1. Eliminating big plays: According to ESPN Stats & Information, Michigan's defense last season allowed 64 plays of 20 yards or longer (46 passes, 18 rushes). This season, Michigan's defense has allowed only 41 plays of 20 yards or longer (25 passes, 16 rushes). The Wolverines went from 107th nationally in allowing passes of 20 yards or longer to eighth this season.

2. Third-down defense: Michigan ranked 95th nationally last season, allowing conversions at 43.3 percent. Five of eight Big Ten opponents converted more than half of their third downs against the Wolverines. This season, Michigan ranks 30th nationally, allowing conversions at 36.1 percent. Only one Big Ten team, Michigan State, converted half of its third-down attempts against the Wolverines.
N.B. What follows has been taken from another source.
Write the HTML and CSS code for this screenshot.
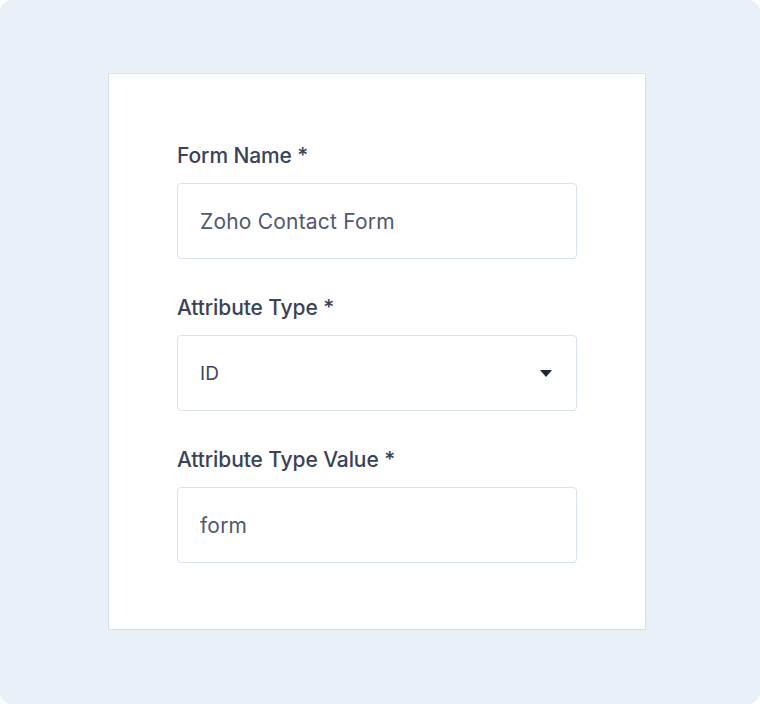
FILE: index.html
```html
<!DOCTYPE html>
<html lang="en">
<head>
<meta charset="UTF-8">
<meta name="viewport" content="width=device-width, initial-scale=1.0">
<title>Form Settings</title>
<link rel="stylesheet" href="styles.css">
</head>
<body>

<div class="panel">
    <div class="card">
        <div class="field">
            <label class="label">Form Name *</label>
            <div class="input">Zoho Contact Form</div>
        </div>
        <div class="field">
            <label class="label">Attribute Type *</label>
            <div class="input select">
                <span>ID</span>
                <svg class="caret" width="12" height="7" viewBox="0 0 12 7"><path d="M0 0 L12 0 L6 7 Z" fill="#1e2535"/></svg>
            </div>
        </div>
        <div class="field">
            <label class="label">Attribute Type Value *</label>
            <div class="input">form</div>
        </div>
    </div>
</div>

</body>
</html>
```

FILE: styles.css
```css
body {
    margin: 0;
    padding: 0;
    background-color: #ffffff;
    font-family: Inter, "Noto Sans", sans-serif;
}
.panel {
    width: 760px;
    height: 704px;
    box-sizing: border-box;
    background-color: #e9f0f8;
    border-radius: 12px;
    padding: 73px 0 0 108px;
}
.card {
    width: 538px;
    height: 557px;
    box-sizing: border-box;
    background-color: #ffffff;
    border: 1px solid #d6e1f0;
    padding: 67px 68px 0 68px;
}
.field {
    margin-bottom: 34px;
}
.label {
    display: block;
    font-size: 21px;
    font-weight: 500;
    color: #3a4258;
    letter-spacing: -0.1px;
    line-height: 30px;
    margin-bottom: 12px;
}
.input {
    height: 76px;
    box-sizing: border-box;
    border: 1px solid #d9e2ef;
    border-radius: 4px;
    padding: 0 22px;
    display: flex;
    align-items: center;
    font-size: 21px;
    color: #4f586e;
    letter-spacing: 0.2px;
}
.select {
    justify-content: space-between;
    font-size: 19px;
    color: #3d4558;
}
.caret {
    margin-right: 2px;
}
```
3. Takeaways: Last season, Michigan had 19 takeaways, which ranked 77th nationally and eighth in the Big Ten. The Wolverines matched the total in just seven games this fall and finished the regular season with 27 takeaways, tops in the Big Ten and tied for 22nd nationally. They recorded at least one takeaway in all but one game and multiple takeaways in nine contests.
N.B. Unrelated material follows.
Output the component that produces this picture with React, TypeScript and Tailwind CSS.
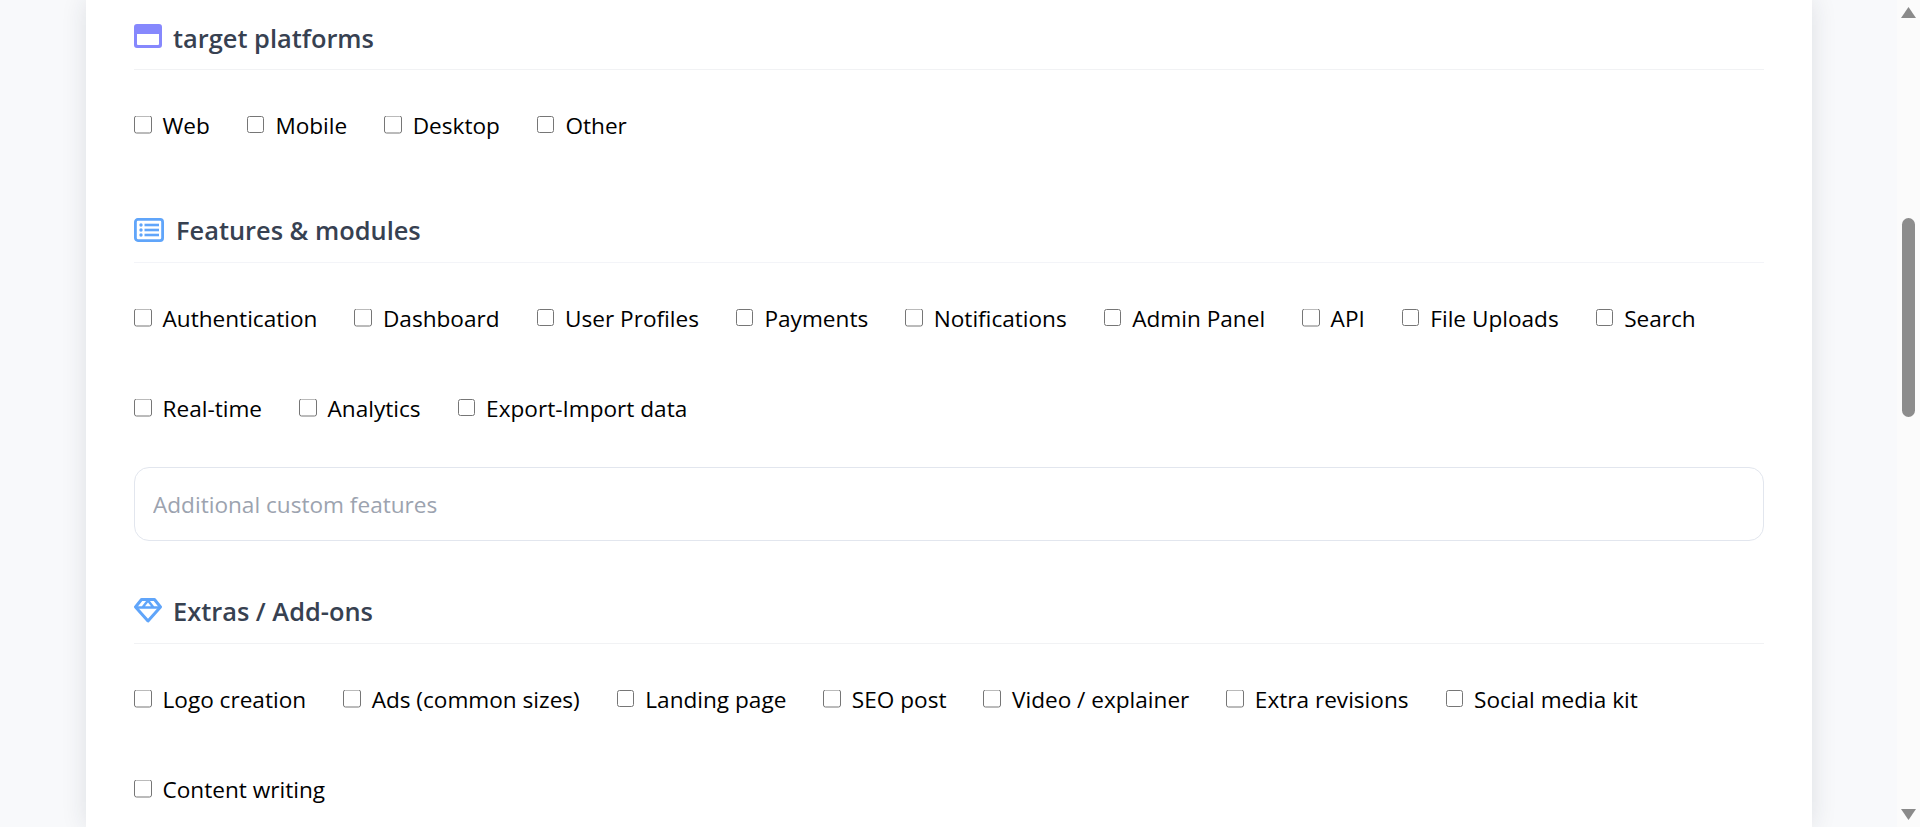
import React from "react";

const font = "font-['Open_Sans','Noto_Sans',sans-serif]";

function Check({ label }: { label: string }) {
  return (
    <label className="flex items-center gap-[11px] text-[22.6px] leading-[28px] text-black">
      <input type="checkbox" className="w-[17.5px] h-[17.5px] m-0 -translate-y-[1.5px]" />
      <span className="-translate-y-[0.5px]">{label}</span>
    </label>
  );
}

function Heading({ icon, title, gap }: { icon: React.ReactNode; title: string; gap: string }) {
  return (
    <div className={`flex items-center ${gap} h-[32px] text-[25.4px] font-semibold text-[#374151]`}>
      {icon}
      <span>{title}</span>
    </div>
  );
}

function Rows({ items }: { items: string[] }) {
  return (
    <div className="flex flex-wrap gap-x-[37px] gap-y-[62px]">
      {items.map((i) => (
        <Check key={i} label={i} />
      ))}
    </div>
  );
}

const WindowIcon = (
  <svg width="28" height="24" viewBox="0 0 28 24" className="shrink-0 -translate-y-[2px]">
    <path fill="#8688fd" fillRule="evenodd" d="M3 0h22a3 3 0 0 1 3 3v18a3 3 0 0 1-3 3H3a3 3 0 0 1-3-3V3a3 3 0 0 1 3-3Zm0 10v10a1 1 0 0 0 1 1h20a1 1 0 0 0 1-1V10Z" />
  </svg>
);

const ListIcon = (
  <svg width="30" height="24" viewBox="0 0 30 24" className="shrink-0">
    <rect x="1.4" y="1.4" width="27.2" height="21.2" rx="2.5" fill="none" stroke="#60a5fa" strokeWidth="2.8" />
    <circle cx="7" cy="7" r="1.7" fill="#60a5fa" />
    <circle cx="7" cy="12" r="1.7" fill="#60a5fa" />
    <circle cx="7" cy="17" r="1.7" fill="#60a5fa" />
    <rect x="10.5" y="5.7" width="14.5" height="2.6" fill="#60a5fa" />
    <rect x="10.5" y="10.7" width="14.5" height="2.6" fill="#60a5fa" />
    <rect x="10.5" y="15.7" width="14.5" height="2.6" fill="#60a5fa" />
  </svg>
);

const GemIcon = (
  <svg width="28" height="25" viewBox="0 0 28 25" className="shrink-0 -translate-y-[1px]">
    <path fill="none" stroke="#60a5fa" strokeWidth="3" strokeLinejoin="round" d="M7.500 1.500h13l6 7.500L14 23 1.500 9Z" />
    <path fill="none" stroke="#60a5fa" strokeWidth="2.4" d="M2 9.500h24M8.500 9.500l5.500-7 5.500 7" />
  </svg>
);

export default function App() {
  return (
    <div className={`${font} h-[827px] overflow-hidden flex bg-[#f8f9fb]`}>
      <div className="flex-1 min-w-0 pl-[86px] pr-[85px]">
        <main className="h-[827px] bg-white px-[48px] pt-[22px] shadow-[0_0_24px_rgba(30,41,59,0.12)]">
          <Heading icon={WindowIcon} title="target platforms" gap="gap-[11px]" />
          <hr className="mt-[15px] border-t border-[#f1f2f4]" />
          <div className="mt-[42px]">
            <Rows items={["Web", "Mobile", "Desktop", "Other"]} />
          </div>

          <div className="mt-[74px]">
            <Heading icon={ListIcon} title="Features & modules" gap="gap-[12px]" />
          </div>
          <hr className="mt-[16px] border-t border-[#f3f4f8]" />
          <div className="mt-[42px]">
            <Rows
              items={[
                "Authentication",
                "Dashboard",
                "User Profiles",
                "Payments",
                "Notifications",
                "Admin Panel",
                "API",
                "File Uploads",
                "Search",
                "Real-time",
                "Analytics",
                "Export-Import data",
              ]}
            />
          </div>
          <input
            placeholder="Additional custom features"
            className="mt-[44px] block w-full h-[74px] px-[18px] rounded-[15px] border border-[#e2e6ee] text-[22.6px] placeholder:text-[#9ca3af] outline-none"
          />

          <div className="mt-[54px]">
            <Heading icon={GemIcon} title="Extras / Add-ons" gap="gap-[11px]" />
          </div>
          <hr className="mt-[16px] border-t border-[#f1f2f4]" />
          <div className="mt-[42px]">
            <Rows
              items={[
                "Logo creation",
                "Ads (common sizes)",
                "Landing page",
                "SEO post",
                "Video / explainer",
                "Extra revisions",
                "Social media kit",
                "Content writing",
              ]}
            />
          </div>
        </main>
      </div>
      <aside className="w-[23px] shrink-0 bg-[#fbfbfb] flex flex-col items-center">
        <svg width="15" height="11" viewBox="0 0 15 11" className="mt-[7px] shrink-0">
          <path d="M7.500 0L15 11H0Z" fill="#8a8a8a" />
        </svg>
        <div className="w-[13px] h-[199px] mt-[200px] rounded-full bg-[#8c8c8c]" />
        <svg width="15" height="11" viewBox="0 0 15 11" className="mt-auto mb-[7px] shrink-0">
          <path d="M7.500 11L15 0H0Z" fill="#8a8a8a" />
        </svg>
      </aside>
    </div>
  );
}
"Those three things," Mattison said, "are what separate defenses."

Michigan's defense separated itself this season despite a lack of star power. The Wolverines feature no first-team All-Big Ten defenders and just one second-team selection in Martin. The starting defense includes two walk-ons (Kovacs and Heininger) and three freshmen (linebackers Jake Ryan and Desmond Morgan and cornerback Blake Countess).

But the components meshed under Mattison's leadership, and after being trashed in print and elsewhere, the Wolverines found a way to write a different conclusion to their story.

"Every man on that defense, especially the older ones, wanted to come out of Michigan being successful," Mattison said. "It's something you have to have been at Michigan to understand. You're judged by how you play when you graduate. You won't get around that. That's been forever, since Bo [Schembechler] was here.

"To see these guys buy in and work as hard as they did, and to have the success they had at times, was probably one of the most rewarding things I've ever had in my coaching career."